In happier news, John Legend took the stage later in the night to perform La La Land songs "City of Stars" and "Audition (The Fools Who Dream)." With his amazing voice, beautiful piano-playing capabilities, and the studio's dreamlike on-stage rendering of some the film's most iconic scenes, the performance was truly a showstopper. I still couldn't help but wonder why he was chosen to perform the nominated songs though. John Legend was in La La Land, sure, but it was Emma Stone and Ryan Gosling that sang both "City of Stars" and "Audition" in the film. Interesting move.

Low: The 'In Memoriam' Section Mix-Up

Imagine watching the Academy Awards and seeing your face pop up during the 'In Memoriam' section? Sounds weird since, in order to be included in the section, one has to be dead. Unfortunately, while attempting to honor the late Australian costume designer Janet Patterson, the Academy made the mistake of using the picture of the very-much-alive producer Jan Chapman. Jesus.

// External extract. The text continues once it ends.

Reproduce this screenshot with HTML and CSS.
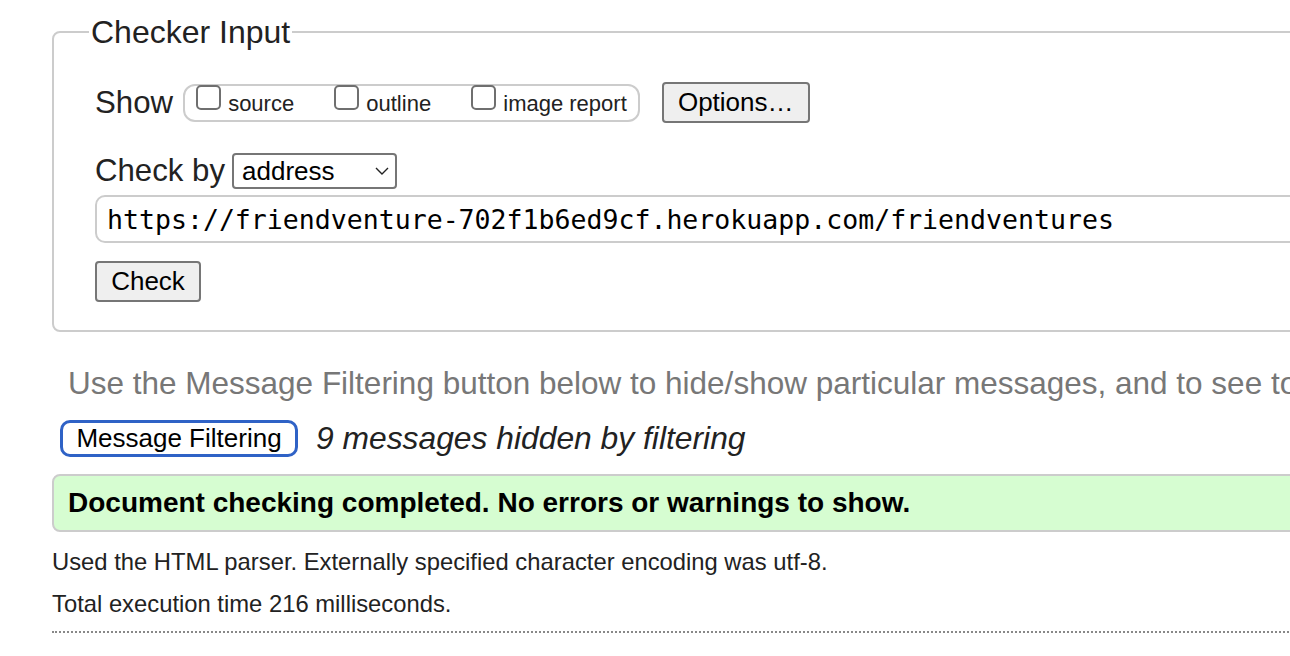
FILE: index.html
```html
<!DOCTYPE html>
<html lang="en">
<head>
<meta charset="utf-8">
<title>Nu Html Checker</title>
<link rel="stylesheet" href="styles.css">
</head>
<body>
<div class="page">
  <form class="checker">
    <fieldset class="checker-fieldset">
      <legend class="checker-legend">Checker Input</legend>
      <div class="row show-row">
        <span class="row-label">Show</span>
        <div class="show-group">
          <label class="opt"><input type="checkbox" class="cb"> source</label>
          <label class="opt"><input type="checkbox" class="cb"> outline</label>
          <label class="opt last"><input type="checkbox" class="cb"> image report</label>
        </div>
        <button type="button" class="btn options-btn">Options…</button>
      </div>
      <div class="row checkby-row">
        <span class="row-label">Check by</span>
        <span class="select-wrap">
          <select class="select">
            <option>address</option>
          </select>
          <svg class="chev" width="14" height="8" viewBox="0 0 14 8"><path d="M1 1 L7 7 L13 1" fill="none" stroke="#222" stroke-width="1.4"/></svg>
        </span>
      </div>
      <div class="row url-row">
        <input class="url" type="text" value="https://friendventure-702f1b6ed9cf.herokuapp.com/friendventures">
      </div>
      <div class="row submit-row">
        <button type="button" class="btn check-btn">Check</button>
      </div>
    </fieldset>
  </form>

  <p class="hint">Use the Message Filtering button below to hide/show particular messages, and to see total counts of errors and warnings.</p>

  <div class="filter-row">
    <button type="button" class="filter-btn">Message Filtering</button>
    <span class="hidden-count">9 messages hidden by filtering</span>
  </div>

  <div class="success">Document checking completed. No errors or warnings to show.</div>

  <p class="details">Used the HTML parser. Externally specified character encoding was utf-8.</p>
  <p class="details time">Total execution time 216 milliseconds.</p>

  <div class="dotted"></div>
</div>
</body>
</html>
```

FILE: styles.css
```css
html, body {
  margin: 0;
  padding: 0;
  overflow: hidden;
  background: #ffffff;
}

body {
  font-family: "Liberation Sans", Arial, sans-serif;
  color: #222222;
}

.page {
  padding-left: 52px;
  width: 1400px;
}

.checker {
  margin: 0;
}

.checker-fieldset {
  margin: 14px 0 0 0;
  width: 1300px;
  box-sizing: border-box;
  border: 2px solid #cccccc;
  border-radius: 8px;
  padding: 0 0 28px 35px;
  min-width: 0;
}

.checker-legend {
  font-size: 32px;
  line-height: 36px;
  padding: 0 2px;
  color: #222222;
}

.row {
  margin-left: 6px;
  display: flex;
  align-items: center;
}

.row-label {
  font-size: 31.2px;
  line-height: 36px;
  color: #222222;
  white-space: nowrap;
}

.show-row {
  margin-top: 32px;
  height: 41px;
}

.show-group {
  margin-left: 10px;
  height: 38px;
  box-sizing: border-box;
  border: 2px solid #cccccc;
  border-radius: 12px;
  padding: 0 11px 4px 11px;
  display: flex;
  align-items: center;
  white-space: nowrap;
}

.opt {
  display: inline-block;
  font-size: 22px;
  line-height: 26px;
  color: #222222;
  margin-right: 40px;
}

.opt.last {
  margin-right: 0;
}

.cb {
  -webkit-appearance: none;
  appearance: none;
  width: 25px;
  height: 25px;
  box-sizing: border-box;
  border: 2px solid #6f6f6f;
  border-radius: 5px;
  margin: 0 1px 1px 0;
  vertical-align: baseline;
  background: #ffffff;
}

.btn {
  font-family: "Liberation Sans", Arial, sans-serif;
  font-size: 26px;
  color: #000000;
  background: #efefef;
  border: 2px solid #767676;
  border-radius: 4px;
  height: 41px;
  box-sizing: border-box;
  padding: 0;
}

.options-btn {
  margin-left: 22px;
  width: 148px;
}

.checkby-row {
  margin-top: 30px;
  height: 36px;
}

.select-wrap {
  position: relative;
  margin-left: 7px;
  display: inline-block;
  height: 36px;
}

.select {
  -webkit-appearance: none;
  appearance: none;
  width: 165px;
  height: 36px;
  box-sizing: border-box;
  border: 2px solid #767676;
  border-radius: 4px;
  background: #ffffff;
  font-family: "Liberation Sans", Arial, sans-serif;
  font-size: 26px;
  color: #000000;
  padding: 0 0 0 8px;
}

.chev {
  position: absolute;
  right: 8px;
  top: 14px;
  pointer-events: none;
}

.url-row {
  margin-top: 6px;
}

.url {
  width: 1250px;
  height: 48px;
  box-sizing: border-box;
  border: 2px solid #cccccc;
  border-radius: 10px;
  padding: 0 0 0 10px;
  font-family: "DejaVu Sans Mono", "Liberation Mono", monospace;
  font-size: 26.55px;
  color: #000000;
  background: #ffffff;
}

.submit-row {
  margin-top: 18px;
}

.check-btn {
  width: 106px;
}

.hint {
  margin: 31px 0 0 16px;
  font-size: 31.5px;
  line-height: 40px;
  color: #777777;
  white-space: nowrap;
}

.filter-row {
  margin: 17px 0 0 8px;
  display: flex;
  align-items: center;
  height: 37px;
}

.filter-btn {
  height: 37px;
  box-sizing: border-box;
  border: 3px solid #2f62c6;
  border-radius: 10px;
  background: #ffffff;
  font-family: "Liberation Sans", Arial, sans-serif;
  font-size: 26px;
  color: #000000;
  padding: 0 11px;
  width: 238px;
}

.hidden-count {
  margin-left: 18px;
  font-size: 31.8px;
  font-style: italic;
  color: #222222;
  white-space: nowrap;
}

.success {
  margin-top: 17px;
  width: 1300px;
  height: 58px;
  box-sizing: border-box;
  border: 2px solid #cccccc;
  border-radius: 8px;
  background: #d6fdd1;
  padding-left: 14px;
  font-size: 28px;
  font-weight: bold;
  line-height: 54px;
  color: #000000;
  white-space: nowrap;
}

.details {
  margin: 15px 0 0 0;
  font-size: 23.8px;
  line-height: 30px;
  color: #222222;
  white-space: nowrap;
}

.details.time {
  margin-top: 12px;
}

.dotted {
  margin-top: 12px;
  width: 1300px;
  border-top: 2px dotted #888888;
}
```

High: Jimmy Kimmel Dragged Matt Damon the Entire Night

Jimmy Kimmel's job as host was a fumble overall, but that's not to say that it was completely bad. Keeping true to the "beef" the late-show host has with actor Matt Damon, Kimmel made sure to lay the shade on thick as the night progressed. Kimmel's best gag of the night? Introducing Matt Damon as a "guest" of Ben Affleck when they both took the stage to present the award for Best Original Screenplay.

Low: Jimmy Kimmel Gives Out Candy to Audience Members

Lastly, candy? C'mon now, Jimmy. Ellen gave out pizza. Everyone loves pizza.